In all three countries, the aflatoxin exposure threshold (0.017 ng/kg/day) was surpassed more than 14 times (
Table 2,
Table 4 and
Table 6). Among all types of cancer, HCC is the fourth most common in SSA, with aflatoxins contributing to 10% of these cancers [
63]. This estimate is possibly conservative as HBV is considered to contribute to 70% of HCC and may not have been combined with aflatoxin exposure but considered independently. It is imperative that aflatoxin exposure is considered as a high priority for intervention in SSA countries for public health, food, nutrition, and income security in the sub-region.
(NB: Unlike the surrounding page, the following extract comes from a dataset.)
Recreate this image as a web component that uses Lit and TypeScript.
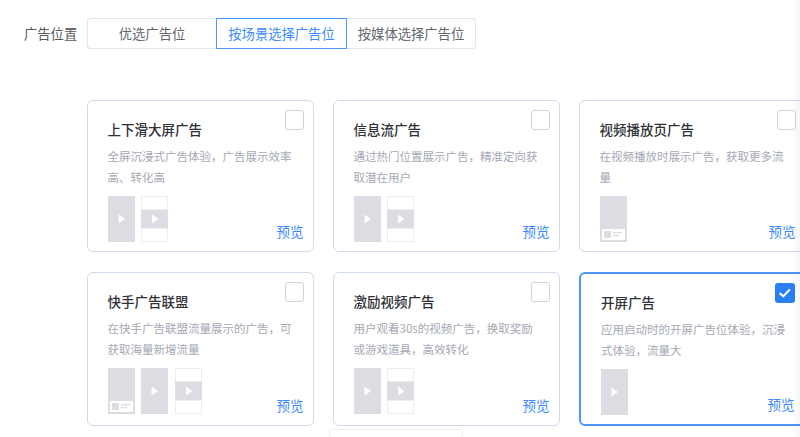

There are several technologies and practices available for aflatoxin management in these crops [
64,
65,
66]. Effective technical, institutional, and policy options need to be converged to reduce the incidence of aflatoxins in these countries to protect populations and enhance international trade. Grain samples in this study were collected in three different years—2010, 2017, and 2019. Whereas there would be variations in the Sahelian environmental conditions across these years in these countries, the data collected also presents a persistent aflatoxin contamination problem in these crops regardless of the sampling year. Although not reported in the current study, the samples were also used to characterize the aflatoxin-producing fungal communities associated with these crops. There were a large number of atoxigenic isolates of
A. flavus identified, and these could be used as biocontrol agents to limit aflatoxin contamination (unpublished). Some atoxigenic isolates from Burkina Faso have been characterized, and the type of lesions in the aflatoxin biosynthesis gene cluster causing loss of aflatoxin-production ability have been described [
67]. Currently, atoxigenic isolates of
A. flavus used as active ingredients of aflatoxin biocontrol products in SSA successfully reduce aflatoxin contamination when used at the pre-harvest stage [
25,
68]. Such strategy used at scale could help reduce aflatoxin levels and exposure in Burkina Faso, Mali, and Niger and would contribute to economic growth through trade in domestic and international aflatoxin-conscious markets. The results presented in this study reflect the prevalence of aflatoxins in raw samples collected at those locations and times. There is often variability in aflatoxin contamination across seasons and locations. Regular up-to-date monitoring is important for current risk assessments and for guidance to policy makers towards the institution of risk management systems pre-harvest and post-harvest.